Data section:
# # # # # # #
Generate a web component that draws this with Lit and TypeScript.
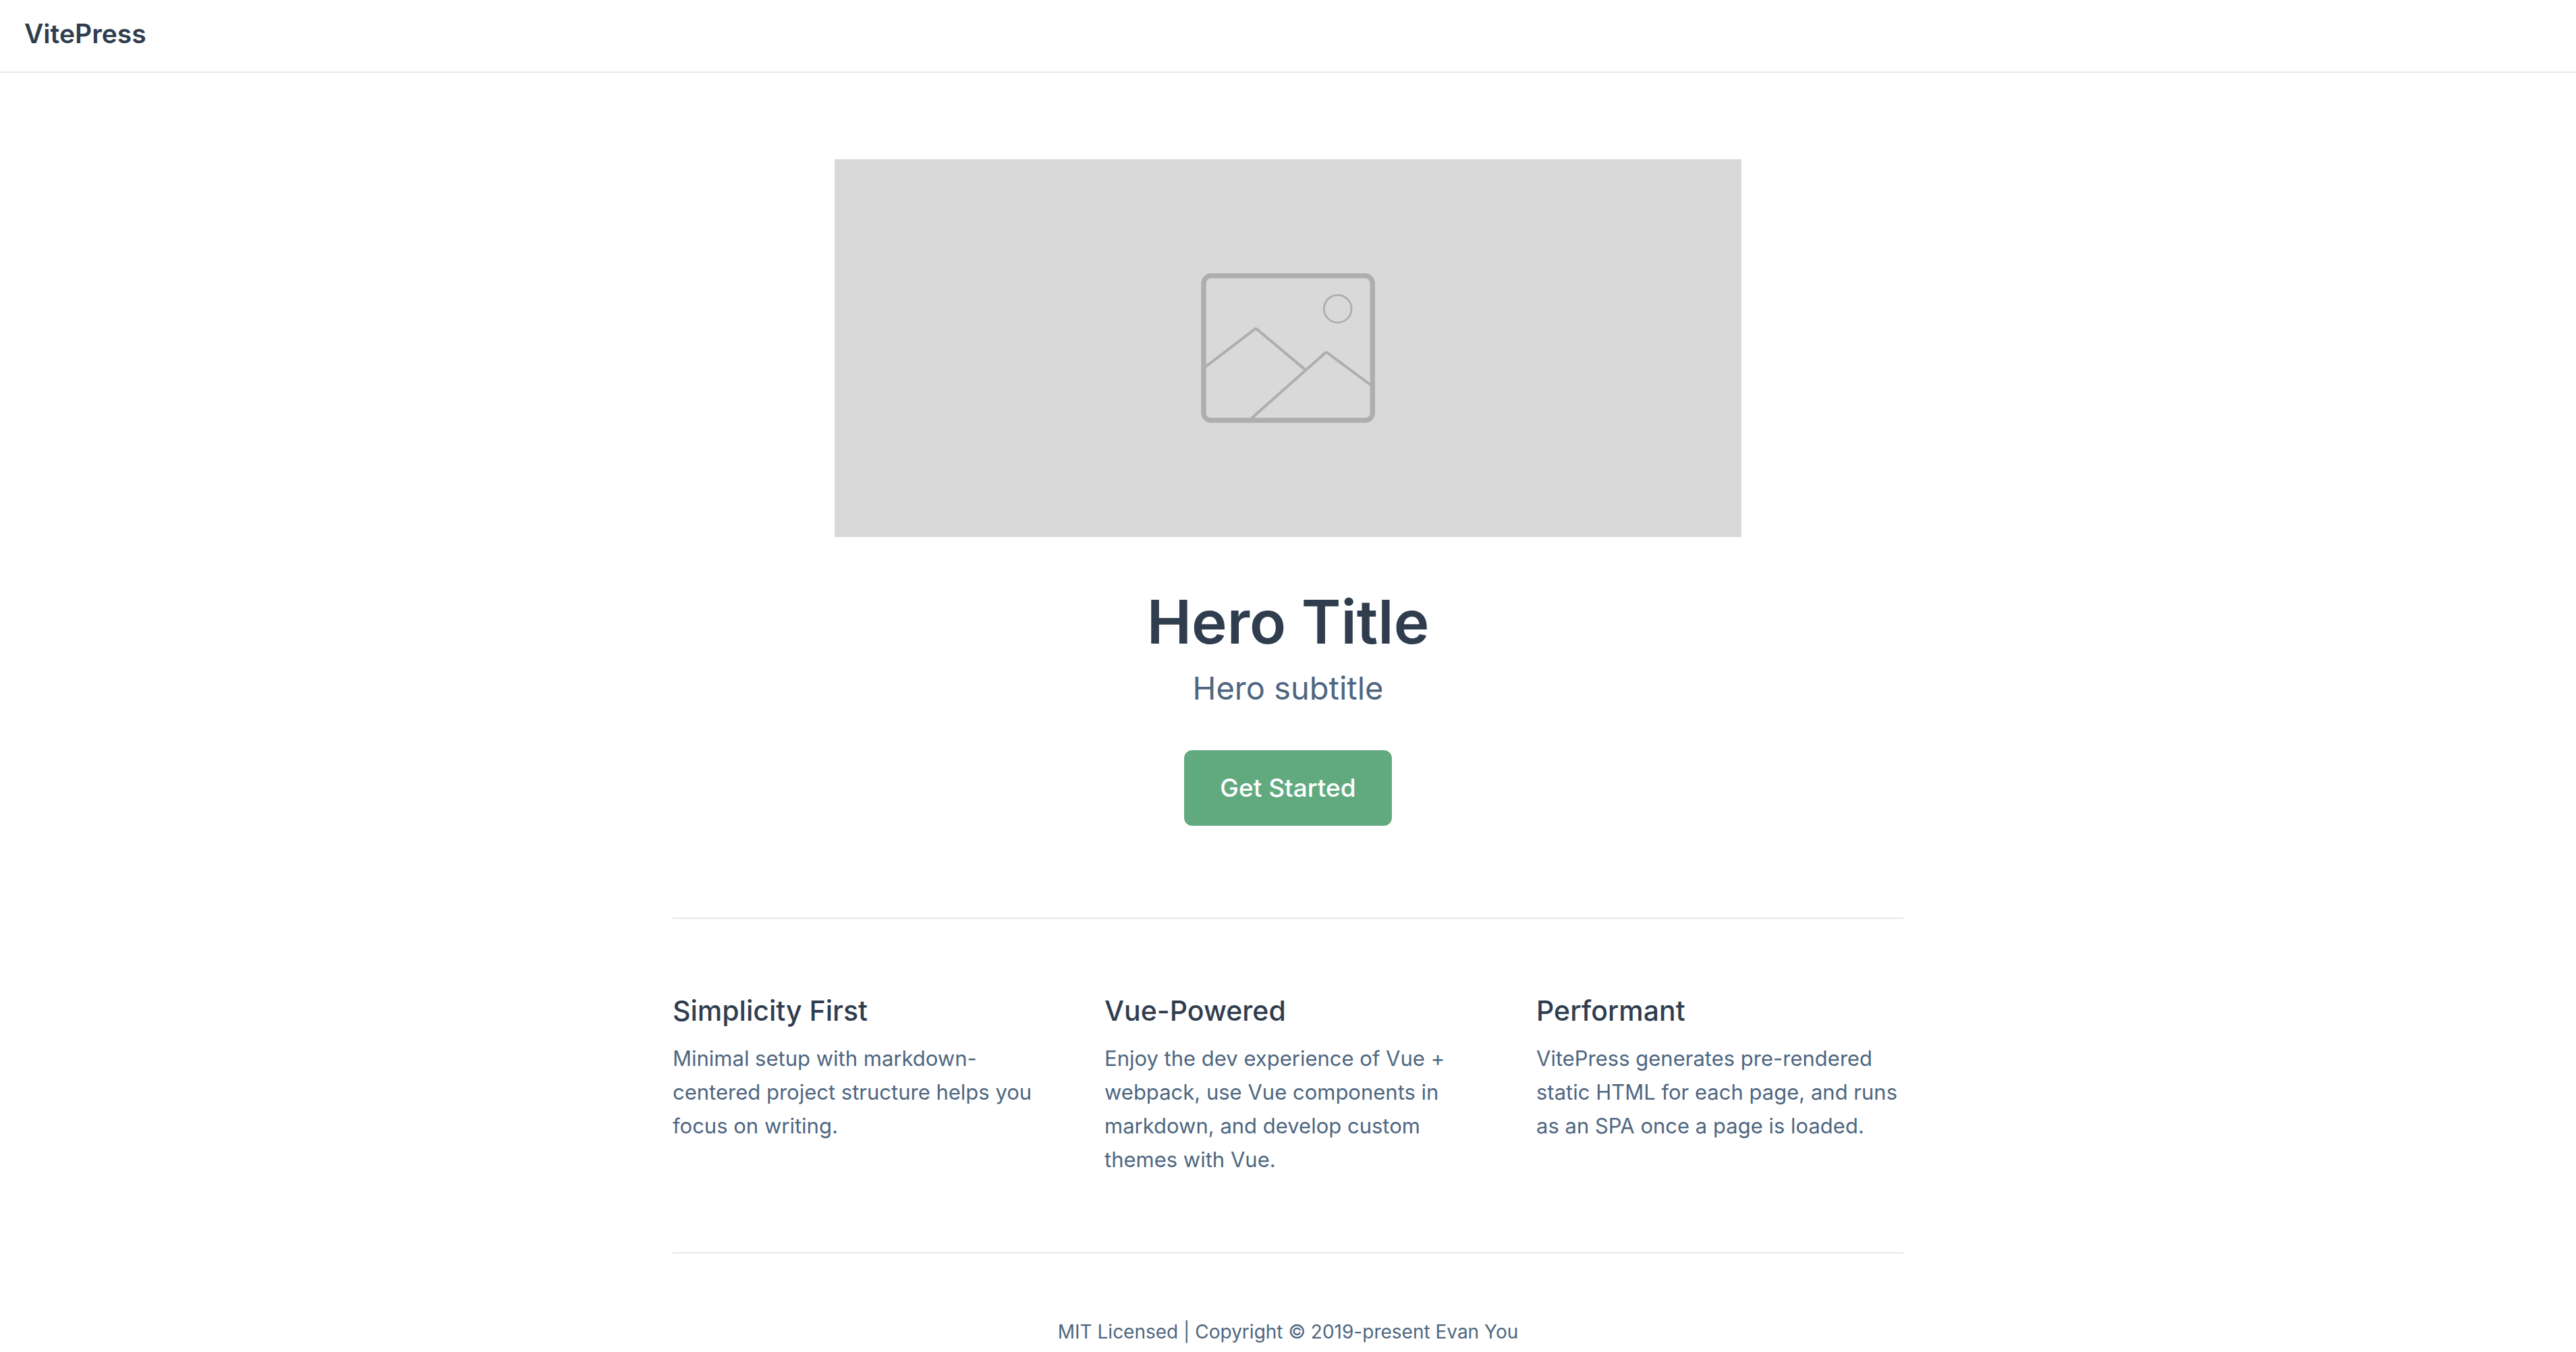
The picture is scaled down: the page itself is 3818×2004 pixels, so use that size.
import { LitElement, html, css } from "lit";
import { customElement } from "lit/decorators.js";

interface Feature {
  title: string;
  details: string;
}

const features: Feature[] = [
  {
    title: "Simplicity First",
    details:
      "Minimal setup with markdown-centered project structure helps you focus on writing.",
  },
  {
    title: "Vue-Powered",
    details:
      "Enjoy the dev experience of Vue + webpack, use Vue components in markdown, and develop custom themes with Vue.",
  },
  {
    title: "Performant",
    details:
      "VitePress generates pre-rendered static HTML for each page, and runs as an SPA once a page is loaded.",
  },
];

@customElement("app-root")
export class AppRoot extends LitElement {
  static styles = css`
    :host {
      --c-text: #303d4e;
      --c-text-light: #4e6680;
      --c-brand: #61aa80;
      --c-divider: #e6e6e6;
      display: block;
      background: #fff;
      color: var(--c-text);
      font-family: Inter, "Liberation Sans", sans-serif;
    }

    h1,
    h2,
    p {
      margin: 0;
    }

    .nav {
      display: flex;
      padding: 24px 36px 30px;
      border-bottom: 2px solid var(--c-divider);
    }

    .brand {
      color: inherit;
      font-size: 39px;
      font-weight: 600;
      line-height: 52px;
      text-decoration: none;
    }

    .home {
      max-width: 1824px;
      margin: 0 auto;
      padding-top: 128px;
    }

    .hero {
      display: flex;
      flex-direction: column;
      align-items: center;
      text-align: center;
    }

    .hero-image {
      display: block;
      width: 100%;
      max-width: 1344px;
      height: auto;
      background: #d9d9d9;
    }

    .hero-title {
      margin-top: 66px;
      font-size: 89px;
      font-weight: 600;
      line-height: 120px;
    }

    .hero-subtitle {
      margin-top: 6px;
      color: var(--c-text-light);
      font-size: 47px;
      line-height: 64px;
    }

    .action {
      margin-top: 60px;
      padding: 32px 53px;
      border-radius: 12px;
      background: var(--c-brand);
      color: #fff;
      font-size: 37px;
      font-weight: 500;
      line-height: 48px;
      text-decoration: none;
    }

    .features {
      display: grid;
      grid-template-columns: repeat(3, 1fr);
      gap: 96px;
      margin-top: 136px;
      padding: 108px 0 112px;
      border-top: 2px solid var(--c-divider);
    }

    .feature-title {
      font-size: 41px;
      font-weight: 500;
      line-height: 56px;
    }

    .feature-details {
      margin-top: 18px;
      color: var(--c-text-light);
      font-size: 31px;
      line-height: 50px;
    }

    .footer {
      padding: 94px 0 8px;
      border-top: 2px solid var(--c-divider);
      color: var(--c-text-light);
      font-size: 28px;
      line-height: 44px;
      text-align: center;
    }
  `;

  private renderPlaceholder() {
    return html`
      <svg
        class="hero-image"
        viewBox="0 0 1344 560"
        fill="none"
        stroke="#aeaeae"
        stroke-linejoin="round"
        aria-hidden="true"
      >
        <rect x="547" y="172.8" width="250.3" height="214.2" rx="11" stroke-width="7.4" />
        <circle cx="745.7" cy="221.7" r="20.4" stroke-width="2.8" />
        <path d="M549 308.2 L622.8 251.9 Q624.3 250.9 625.8 251.9 L698 312.4" stroke-width="4" />
        <path d="M618 384 L727.2 287 Q728.7 286 730.2 286.8 L795 335" stroke-width="4" />
      </svg>
    `;
  }

  render() {
    return html`
      <header class="nav">
        <a class="brand" href="/">VitePress</a>
      </header>
      <main class="home">
        <section class="hero">
          ${this.renderPlaceholder()}
          <h1 class="hero-title">Hero Title</h1>
          <p class="hero-subtitle">Hero subtitle</p>
          <a class="action" href="/guide/">Get Started</a>
        </section>
        <section class="features">
          ${features.map(
            (feature) => html`
              <article>
                <h2 class="feature-title">${feature.title}</h2>
                <p class="feature-details">${feature.details}</p>
              </article>
            `
          )}
        </section>
        <footer class="footer">
          MIT Licensed | Copyright © 2019-present Evan You
        </footer>
      </main>
    `;
  }
}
# # # # # # #
Do this:
Reproduce the full listing faithfully, but do not carry over any pictures.

Solution to this problem:
Generate a web component that draws this with Lit and TypeScript.
The picture is scaled down: the page itself is 3818×2004 pixels, so use that size.
import { LitElement, html, css } from "lit";
import { customElement } from "lit/decorators.js";

interface Feature {
  title: string;
  details: string;
}

const features: Feature[] = [
  {
    title: "Simplicity First",
    details:
      "Minimal setup with markdown-centered project structure helps you focus on writing.",
  },
  {
    title: "Vue-Powered",
    details:
      "Enjoy the dev experience of Vue + webpack, use Vue components in markdown, and develop custom themes with Vue.",
  },
  {
    title: "Performant",
    details:
      "VitePress generates pre-rendered static HTML for each page, and runs as an SPA once a page is loaded.",
  },
];

@customElement("app-root")
export class AppRoot extends LitElement {
  static styles = css`
    :host {
      --c-text: #303d4e;
      --c-text-light: #4e6680;
      --c-brand: #61aa80;
      --c-divider: #e6e6e6;
      display: block;
      background: #fff;
      color: var(--c-text);
      font-family: Inter, "Liberation Sans", sans-serif;
    }

    h1,
    h2,
    p {
      margin: 0;
    }

    .nav {
      display: flex;
      padding: 24px 36px 30px;
      border-bottom: 2px solid var(--c-divider);
    }

    .brand {
      color: inherit;
      font-size: 39px;
      font-weight: 600;
      line-height: 52px;
      text-decoration: none;
    }

    .home {
      max-width: 1824px;
      margin: 0 auto;
      padding-top: 128px;
    }

    .hero {
      display: flex;
      flex-direction: column;
      align-items: center;
      text-align: center;
    }

    .hero-image {
      display: block;
      width: 100%;
      max-width: 1344px;
      height: auto;
      background: #d9d9d9;
    }

    .hero-title {
      margin-top: 66px;
      font-size: 89px;
      font-weight: 600;
      line-height: 120px;
    }

    .hero-subtitle {
      margin-top: 6px;
      color: var(--c-text-light);
      font-size: 47px;
      line-height: 64px;
    }

    .action {
      margin-top: 60px;
      padding: 32px 53px;
      border-radius: 12px;
      background: var(--c-brand);
      color: #fff;
      font-size: 37px;
      font-weight: 500;
      line-height: 48px;
      text-decoration: none;
    }

    .features {
      display: grid;
      grid-template-columns: repeat(3, 1fr);
      gap: 96px;
      margin-top: 136px;
      padding: 108px 0 112px;
      border-top: 2px solid var(--c-divider);
    }

    .feature-title {
      font-size: 41px;
      font-weight: 500;
      line-height: 56px;
    }

    .feature-details {
      margin-top: 18px;
      color: var(--c-text-light);
      font-size: 31px;
      line-height: 50px;
    }

    .footer {
      padding: 94px 0 8px;
      border-top: 2px solid var(--c-divider);
      color: var(--c-text-light);
      font-size: 28px;
      line-height: 44px;
      text-align: center;
    }
  `;

  private renderPlaceholder() {
    return html`
      <svg
        class="hero-image"
        viewBox="0 0 1344 560"
        fill="none"
        stroke="#aeaeae"
        stroke-linejoin="round"
        aria-hidden="true"
      >
        <rect x="547" y="172.8" width="250.3" height="214.2" rx="11" stroke-width="7.4" />
        <circle cx="745.7" cy="221.7" r="20.4" stroke-width="2.8" />
        <path d="M549 308.2 L622.8 251.9 Q624.3 250.9 625.8 251.9 L698 312.4" stroke-width="4" />
        <path d="M618 384 L727.2 287 Q728.7 286 730.2 286.8 L795 335" stroke-width="4" />
      </svg>
    `;
  }

  render() {
    return html`
      <header class="nav">
        <a class="brand" href="/">VitePress</a>
      </header>
      <main class="home">
        <section class="hero">
          ${this.renderPlaceholder()}
          <h1 class="hero-title">Hero Title</h1>
          <p class="hero-subtitle">Hero subtitle</p>
          <a class="action" href="/guide/">Get Started</a>
        </section>
        <section class="features">
          ${features.map(
            (feature) => html`
              <article>
                <h2 class="feature-title">${feature.title}</h2>
                <p class="feature-details">${feature.details}</p>
              </article>
            `
          )}
        </section>
        <footer class="footer">
          MIT Licensed | Copyright © 2019-present Evan You
        </footer>
      </main>
    `;
  }
}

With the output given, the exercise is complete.